Analysts have suggested Marchionne may be preparing to sell Alfa, citing statements by the Fiat CEO that a product freeze of the sporty premium brand was under review. Fiat strongly denied Alfa was on the block, and it is against Marchionne’s style of promoting brand identity to let a strong, well-known nameplate go even if its performance is below expectations.

“It is not for sale,” Marchionne told reporters at the Detroit auto show. But he said of the Fiat brands, Alfa is the one that has the biggest issues.

But Marchionne, who is also CEO of Chrysler since Fiat took a controlling 20-percent stake last year, said Alfa cannot live off its proud history alone. Alfa, founded in 1910, was long the car to beat in international auto sports and still inspires great brand loyalty.

“We need to sell cars, not talk about history,” Marchionne said.

Marchionne said Alfa is in a difficult market competing with German luxury sedans and conceded that it has failed to execute well against its objectives. The brand’s future is expected to be laid out in detail in the first quarter when Fiat’s 2010-2014 business plan is presented.

Bernstein analyst Max Warburton, in a report speculating a sale, noted that Marchionne had hoped to double Alfa Romeo sales to 300,000 units through new product and a focus on new dealers when he relaunched the brand in 2005. But Alfa sales in 2008 were a disappointing 108,000 units.

“Even adjusting for the recession, Alfa has fallen short,” Warburton wrote.

Fiat does not break out Alfa numbers, but Warburton estimated that Alfa’s annual revenues at about euro3.3 billion (about $4.75 billion at current exchange rates), based on the average unit sales from 2000-08 of 165,676.

The Alfa range currently includes the MiTo, the brand’s first small car built on the Punto platform which has appealed to first-time Alfa buyers, as well as the 159 sedan. It is planning to launch the Giulietta — a replacement for the 147 hatchback — this year, a critical test of the brand’s ability to recover.

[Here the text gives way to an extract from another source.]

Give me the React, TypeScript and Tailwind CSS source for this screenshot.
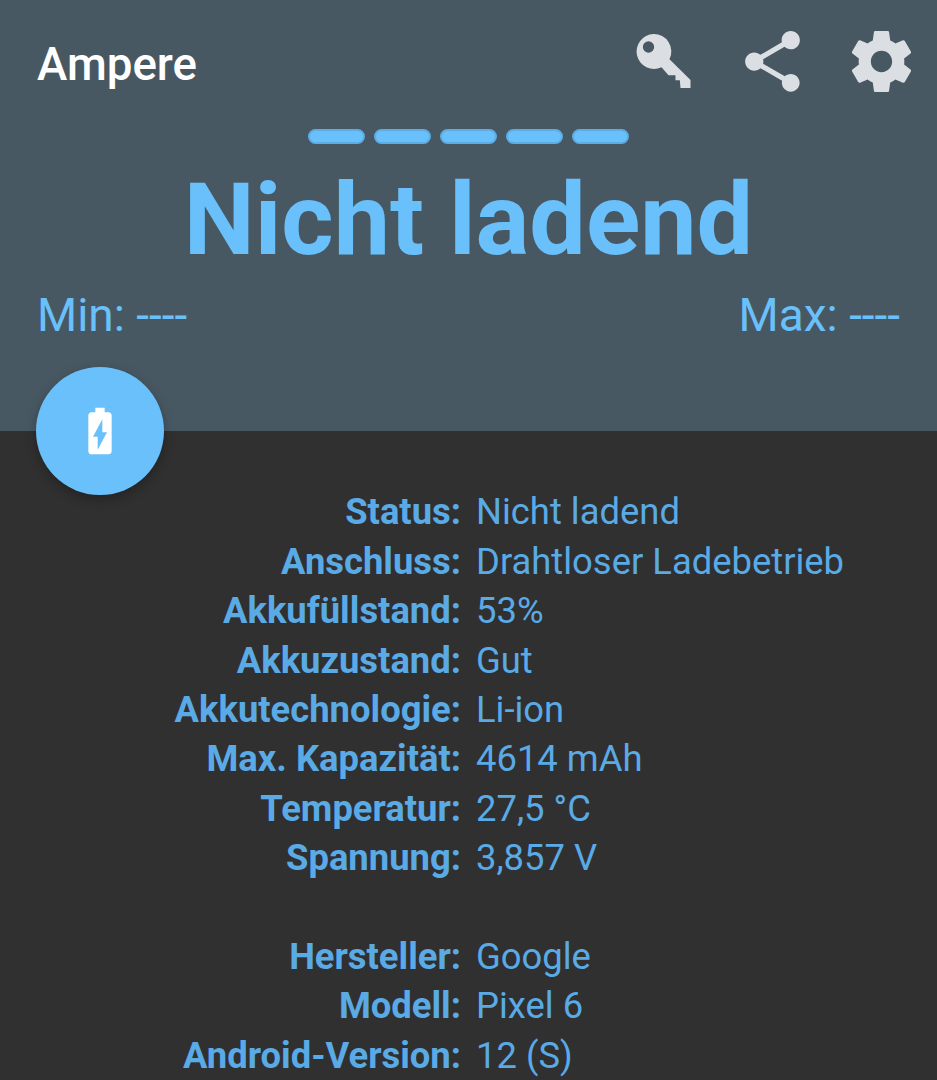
import { MdBatteryChargingFull, MdShare } from "react-icons/md";

type Detail = {
  label: string;
  value: string;
};

const batteryDetails: Detail[] = [
  { label: "Status:", value: "Nicht ladend" },
  { label: "Anschluss:", value: "Drahtloser Ladebetrieb" },
  { label: "Akkufüllstand:", value: "53%" },
  { label: "Akkuzustand:", value: "Gut" },
  { label: "Akkutechnologie:", value: "Li-ion" },
  { label: "Max. Kapazität:", value: "4614 mAh" },
  { label: "Temperatur:", value: "27,5 °C" },
  { label: "Spannung:", value: "3,857 V" },
];

const deviceDetails: Detail[] = [
  { label: "Hersteller:", value: "Google" },
  { label: "Modell:", value: "Pixel 6" },
  { label: "Android-Version:", value: "12 (S)" },
];

const KeyIcon: React.FC = () => (
  <svg viewBox="22.5 30 219 219" className="size-[73px]" fill="currentColor">
    <path
      fillRule="evenodd"
      d="M102 57a52.5 52.5 0 0 1 48 76L213 195V219H183L181 196H168V181H147L126 157A52.5 52.5 0 1 1 102 57ZM87 79a17 17 0 1 0 0 34a17 17 0 0 0 0-34Z"
    />
  </svg>
);

const SettingsIcon: React.FC = () => (
  <svg viewBox="0 0 24 24" className="size-[73px]" fill="currentColor">
    <path d="M19.43 12.98c.04-.32.07-.64.07-.98s-.03-.66-.07-.98l2.11-1.65c.19-.15.24-.42.12-.64l-2-3.46c-.12-.22-.39-.3-.61-.22l-2.49 1c-.52-.4-1.08-.73-1.69-.98l-.38-2.65C14.46 2.18 14.25 2 14 2h-4c-.25 0-.46.18-.49.42l-.38 2.65c-.61.25-1.17.59-1.69.98l-2.49-1c-.23-.09-.49 0-.61.22l-2 3.46c-.13.22-.07.49.12.64l2.11 1.65c-.04.32-.07.65-.07.98s.03.66.07.98l-2.11 1.65c-.19.15-.24.42-.12.64l2 3.46c.12.22.39.3.61.22l2.49-1c.52.4 1.08.73 1.69.98l.38 2.65c.03.24.24.42.49.42h4c.25 0 .46-.18.49-.42l.38-2.65c.61-.25 1.17-.59 1.69-.98l2.49 1c.23.09.49 0 .61-.22l2-3.46c.12-.22.07-.49-.12-.64l-2.11-1.65zM12 15.5c-1.93 0-3.5-1.57-3.5-3.5s1.57-3.5 3.5-3.5 3.5 1.57 3.5 3.5-1.57 3.5-3.5 3.5z" />
  </svg>
);

const DetailList: React.FC<{ details: Detail[] }> = ({ details }) => (
  <dl>
    {details.map((detail) => (
      <div
        key={detail.label}
        className="grid h-[49.4px] grid-cols-[461px_1fr] items-center gap-x-[15px] text-[36.4px] leading-none"
      >
        <dt className="text-right font-bold whitespace-nowrap">
          {detail.label}
        </dt>
        <dd className="whitespace-nowrap">{detail.value}</dd>
      </div>
    ))}
  </dl>
);

const App: React.FC = () => {
  return (
    <div className="h-[1080px] w-[937px] overflow-hidden bg-[#303030] font-[Roboto,sans-serif] text-[#5aaae6]">
      <header className="relative h-[431px] bg-[#485862] text-[#69c0fa]">
        <div className="flex h-[123px] items-center justify-between pr-[19px] pl-[37px]">
          <h1 className="pt-1.5 text-[45.7px] leading-none font-medium text-white">
            Ampere
          </h1>
          <div className="flex gap-9 text-[#dbdfe3]">
            <KeyIcon />
            <MdShare className="size-[73px]" />
            <SettingsIcon />
          </div>
        </div>
        <div className="flex justify-center gap-[9px] pt-[6px]">
          {[1, 2, 3, 4, 5].map((bar) => (
            <div
              key={bar}
              className="h-[15px] w-[57px] rounded-full border-2 border-[#5cade6] bg-[#69c0fa]"
            />
          ))}
        </div>
        <p className="mt-[26px] text-center text-[100.5px] leading-none font-bold whitespace-nowrap">
          Nicht ladend
        </p>
        <div className="mt-[21.5px] flex justify-between px-[37px] text-[46px] leading-none">
          <span>Min: ----</span>
          <span>Max: ----</span>
        </div>
        <button className="absolute -bottom-16 left-[36px] flex size-32 items-center justify-center rounded-full bg-[#69c0fa] text-white shadow-[0_4px_12px_rgba(0,0,0,0.28)]">
          <MdBatteryChargingFull className="size-14" />
        </button>
      </header>
      <main className="flex flex-col gap-[49.4px] pt-[57px]">
        <DetailList details={batteryDetails} />
        <DetailList details={deviceDetails} />
      </main>
    </div>
  );
};

export default App;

Marchionne, has long planned to relaunch the Alfa brand in the United States, where the image of Dustin Hoffman racing in an Alfa Spider to stop his girlfriend from marriage in “The Graduate” is seared into popular memory. But he has not yet said which models.

Marchionne told Automotive News last year that he is weighing whether to freeze investment, or whether the alliance with Chrylser could give the marquee a rebirth by using Chrylser platforms to replace the aging Alfa 159 sedan and wagon and the discontinued 166 flagship sedan.

“Certainly the availability of D and E segment (platforms) in the United States which are capable of being Alfa Romeoized is there. We need to look at the economics of that opportunity,” Marchionne told the industry publication, but ruled out an Alfa-Dodge merger.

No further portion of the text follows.